A imprensa noticiou em agosto que o Ministério Público Federal de São Paulo pediu a retirada de crucifixos das repartições governamentais. Não é de se estranhar que grupos religiosos manifestem-se, aqui e acolá, contra a pretensão, alegando ofensas aos sentimentos populares. Mas parece que o dever do poder público de respeitar a crença de cada pessoa não é bandonado quando se fala na retirada de símbolos religiosos de repartições que pertencem a um estado laico.
Foi bem esse o entendimento do frei Demétrius dos Santos Silva, exposto em carta enviada ao jornal “Folha de S.Paulo” e publicada no dia 9 de agosto. O
religioso, filho espiritual de São Francisco de Assis, concordou inteiramente
com a proposta e enumerou as suas razões. Para ele, o uso de símbolos religiosos em nossas repartições públicas não soa como homenagem a entes sagrados, mas, ao contrário, como profanação. O frade afirma que jamais
gostou “de ver a Cruz em tribunais, onde os pobres têm menos direitos que os ricos e onde sentenças são vendidas e compradas...”. Ele não quer “ver a Cruz nas câmaras legislativas, onde a corrupção é moeda mais forte...”. Não deseja tampouco “ver a Cruz em delegacias, cadeias e quartéis onde os pequenos são constrangidos e torturados...”. Não deseja nem mesmo “ver a cruz em prontossocorros e hospitais, onde pessoas pobres morrem sem atendimento”.
A peroração do frade é patética: “é preciso retirar a Cruz das repartições
públicas, porque Cristo não abençoa a sórdida política brasileira, causa da desgraça dos pequenos e pobres”.
Pode-se discordar da veemência das palavras e de generalizações que ofendem a lógica. Até porque um hipotético estado laico justo e quase perfeito também teria razões para não privilegiar qualquer símbolo religioso. Mas a
denúncia é para ser pensada. Ela consubstancia a manifestação irada de um religioso que certamente vive no dia a dia o sofrimento dos oprimidos.

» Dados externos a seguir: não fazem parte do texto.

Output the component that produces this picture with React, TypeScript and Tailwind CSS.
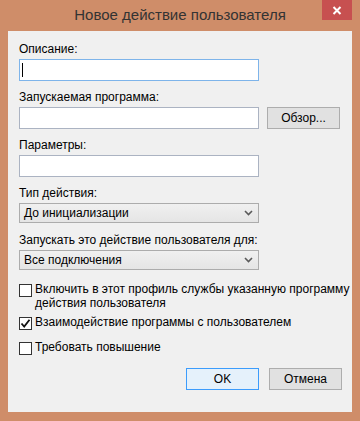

Em maio deste ano, terminei um artigo nesta coluna dizendo que, “às voltas
com burcas, xadores, kipás, turbantes e outros símbolos religiosos usados por alunos de clãs de imigrantes nas escolas de França, país protagonista da separação entre igreja e estado, o presidente Nicolas Sarkozy, discursando em
Roma no dia 4 de janeiro de 2008, afirmou: ‘desejo o advento de uma laicidade positiva, ou seja, uma laicidade que, preservando a liberdade de pensamento, de crer ou não crer, não veja as religiões como um perigo, mas, pelo contrário, como um valor’...”.